Just to nitpick, backwards compatibility isn't really a huge issue for Intel. Mo...

arcticbull · on July 25, 2015

That's not really true; backwards compatibility on x86 architectures takes a tremendous amount of power and die space, and the 'throw it in microcode' solution only partially mitigates this issue.

A paper (http://www.ic.unicamp.br/~ra045840/cardoso2013wivosca.pdf) states that a mostly-microcode solution would still require 20% of the die area to be dedicated solely to microcode ROM.

I can't remember where I read it but something like 30+% of an Intel CPU die area/power consumption is due to the x86 ISA. Apparently the original Pentium CPU was 40% instruction decoding by die area. And the ISA has grown enormously since then.

varelse · on July 25, 2015

"CPUs are super restricted by the single threaded, branching nature of the code you run on them, and this is what makes CPU performance a little more nuanced, and not directly comparable."

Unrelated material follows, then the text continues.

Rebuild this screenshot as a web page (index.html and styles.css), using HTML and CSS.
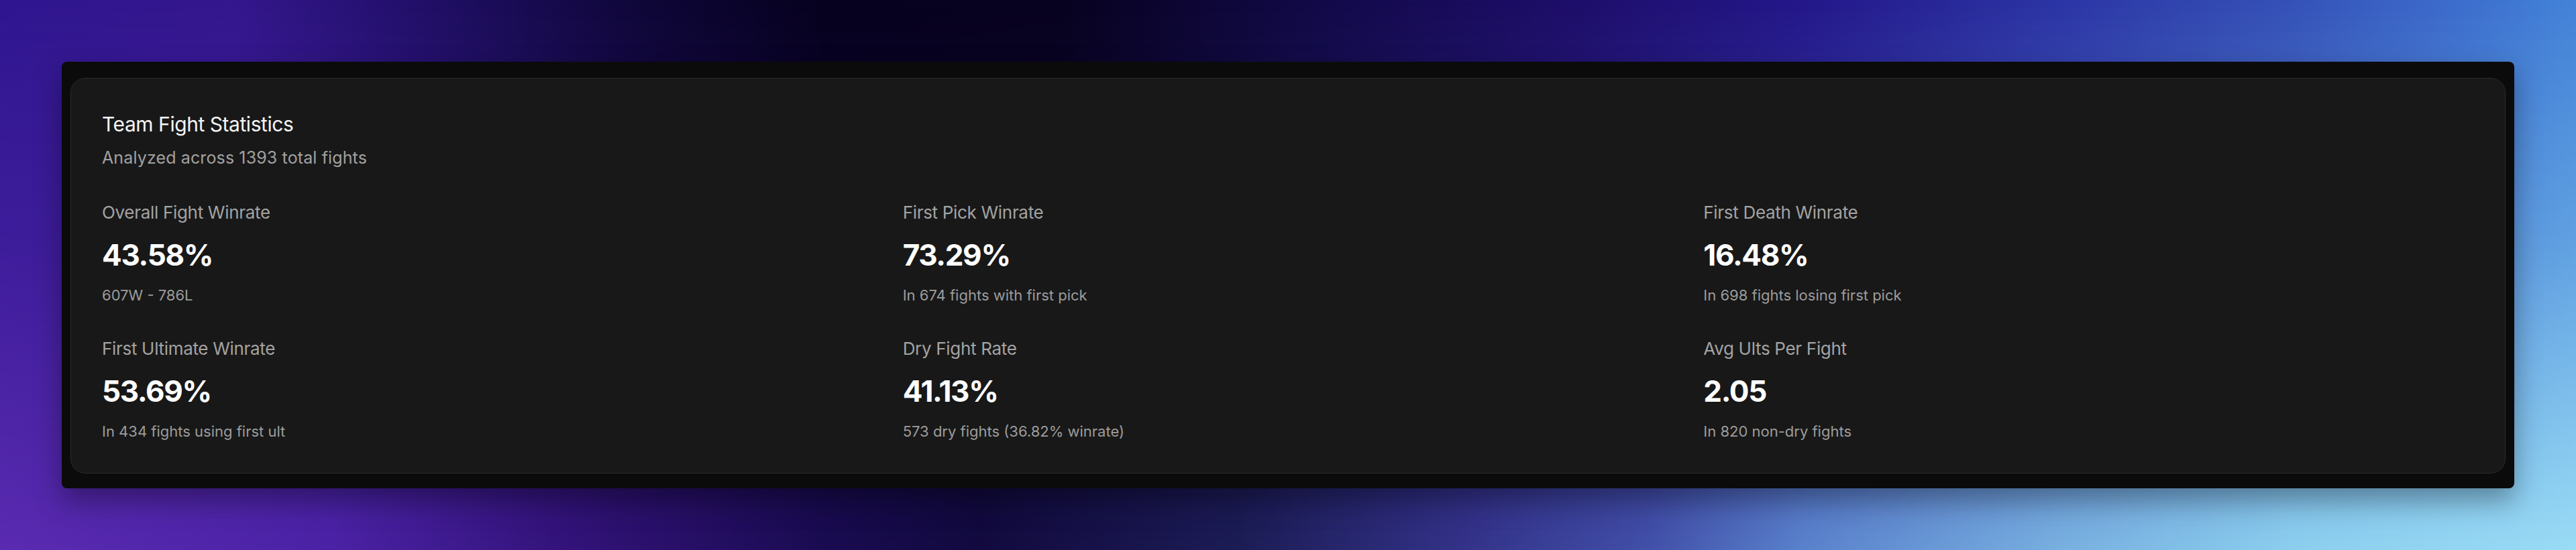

Ironically, to really hit peak performance of a modern AVX2 or later CPU, you have to embrace many of the design principles that lead to efficient GPU code:

1. Multiple threads per core to make use of the dual vector units introduced in Haswell

2. SIMD-like thinking to remap tasks into the 8-way and soon to be 16-way vector units

3. Running multiple threads across multiple cores

4. Micromanaging the L1 cache and treating the AVX/SSE registers as L0 cache

Where the CPU prevails is for fundamentally serial algorithms that cannot be mapped into a SIMD implementation. Mike Acton's Data-Oriented Design covers this case nicely IMO.